What needs to be done -
Would you pull out every line of the material that contains the string "this"?

Exercise input -
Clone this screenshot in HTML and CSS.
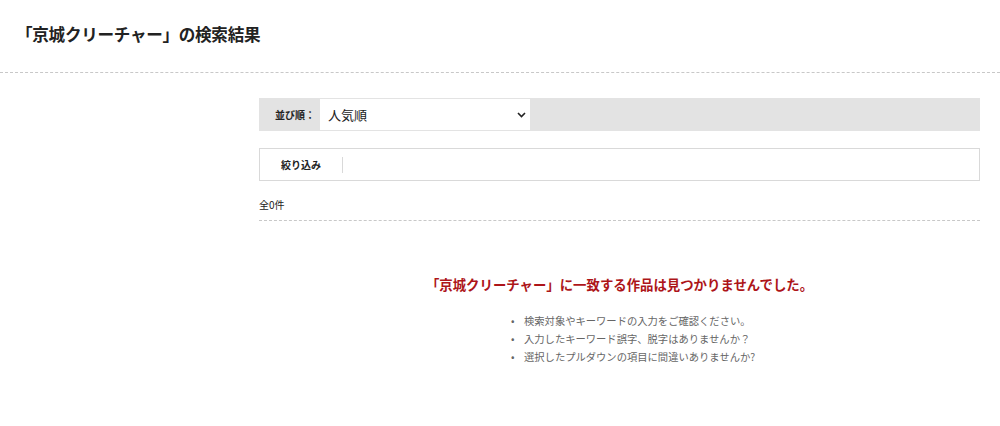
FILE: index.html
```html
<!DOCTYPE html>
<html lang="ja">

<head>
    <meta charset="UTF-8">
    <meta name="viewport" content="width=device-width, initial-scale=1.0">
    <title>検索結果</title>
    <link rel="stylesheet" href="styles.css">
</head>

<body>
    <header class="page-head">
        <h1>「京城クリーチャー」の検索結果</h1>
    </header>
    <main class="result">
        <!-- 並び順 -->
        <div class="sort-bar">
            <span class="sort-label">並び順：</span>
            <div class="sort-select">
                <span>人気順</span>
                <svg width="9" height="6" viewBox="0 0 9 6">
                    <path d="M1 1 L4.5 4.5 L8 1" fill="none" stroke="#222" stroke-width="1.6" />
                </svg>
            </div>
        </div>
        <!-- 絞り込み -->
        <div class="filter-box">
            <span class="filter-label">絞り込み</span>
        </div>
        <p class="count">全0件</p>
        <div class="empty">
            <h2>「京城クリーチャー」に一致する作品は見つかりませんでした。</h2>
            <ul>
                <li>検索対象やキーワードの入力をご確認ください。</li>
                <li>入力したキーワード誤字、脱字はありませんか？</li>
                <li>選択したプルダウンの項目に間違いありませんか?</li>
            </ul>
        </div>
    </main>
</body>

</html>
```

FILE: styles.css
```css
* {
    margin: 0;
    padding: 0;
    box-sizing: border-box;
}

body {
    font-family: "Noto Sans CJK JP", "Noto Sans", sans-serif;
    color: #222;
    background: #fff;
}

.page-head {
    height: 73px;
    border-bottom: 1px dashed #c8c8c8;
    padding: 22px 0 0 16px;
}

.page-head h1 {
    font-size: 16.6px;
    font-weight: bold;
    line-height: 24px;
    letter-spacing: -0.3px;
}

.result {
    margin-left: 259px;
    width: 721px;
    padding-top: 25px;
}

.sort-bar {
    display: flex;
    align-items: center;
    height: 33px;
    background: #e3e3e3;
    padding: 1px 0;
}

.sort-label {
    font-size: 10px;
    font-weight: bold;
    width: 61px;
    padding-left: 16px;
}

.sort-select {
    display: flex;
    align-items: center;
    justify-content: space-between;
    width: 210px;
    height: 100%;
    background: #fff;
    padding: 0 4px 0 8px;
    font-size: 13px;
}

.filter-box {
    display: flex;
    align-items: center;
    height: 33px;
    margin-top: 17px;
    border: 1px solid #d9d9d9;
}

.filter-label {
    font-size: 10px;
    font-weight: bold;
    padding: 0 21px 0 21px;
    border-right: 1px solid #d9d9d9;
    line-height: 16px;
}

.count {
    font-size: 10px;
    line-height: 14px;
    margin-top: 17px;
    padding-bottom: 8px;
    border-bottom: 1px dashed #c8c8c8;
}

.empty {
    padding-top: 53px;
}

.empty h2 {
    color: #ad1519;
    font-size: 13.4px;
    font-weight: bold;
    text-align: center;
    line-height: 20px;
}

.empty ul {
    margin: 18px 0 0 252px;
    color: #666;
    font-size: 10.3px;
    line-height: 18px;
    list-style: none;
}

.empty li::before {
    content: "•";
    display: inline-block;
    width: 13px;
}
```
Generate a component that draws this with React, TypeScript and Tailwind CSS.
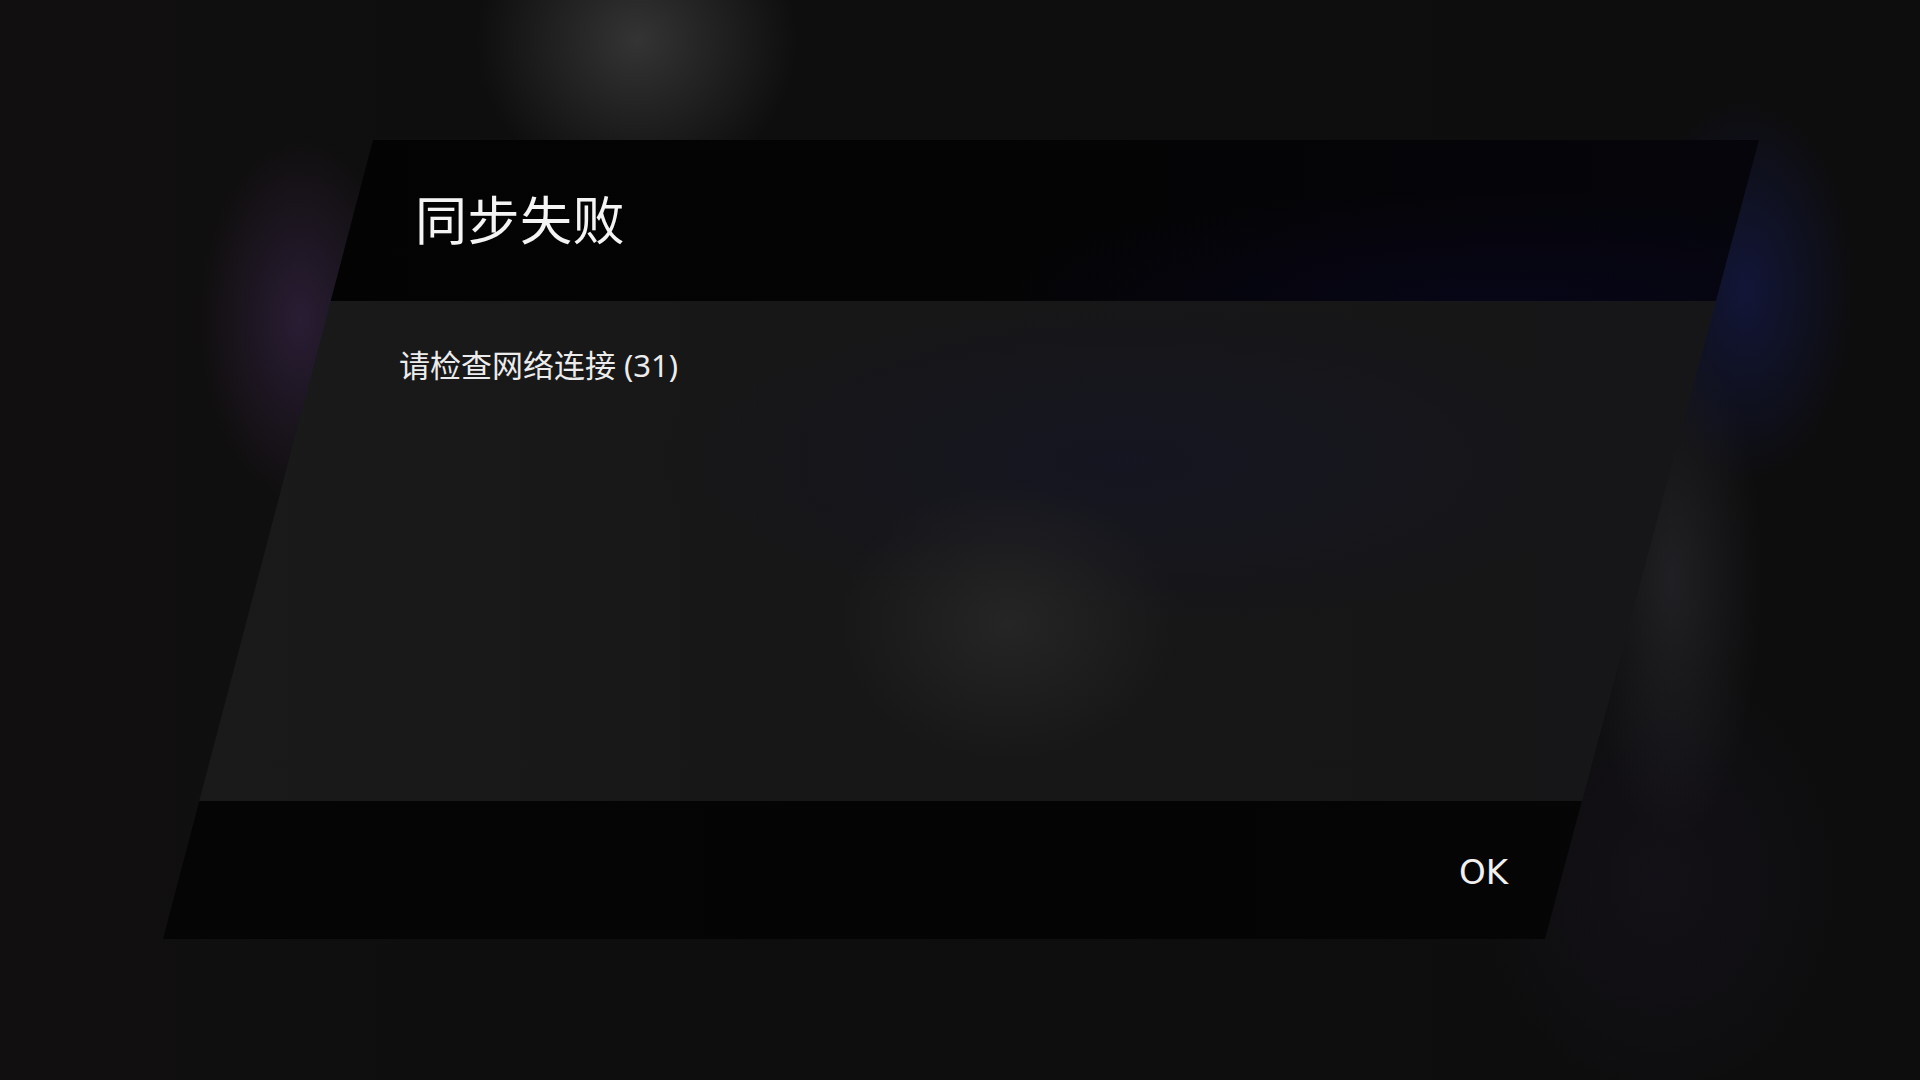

Written response -
Clone this screenshot in HTML and CSS.
Generate a component that draws this with React, TypeScript and Tailwind CSS.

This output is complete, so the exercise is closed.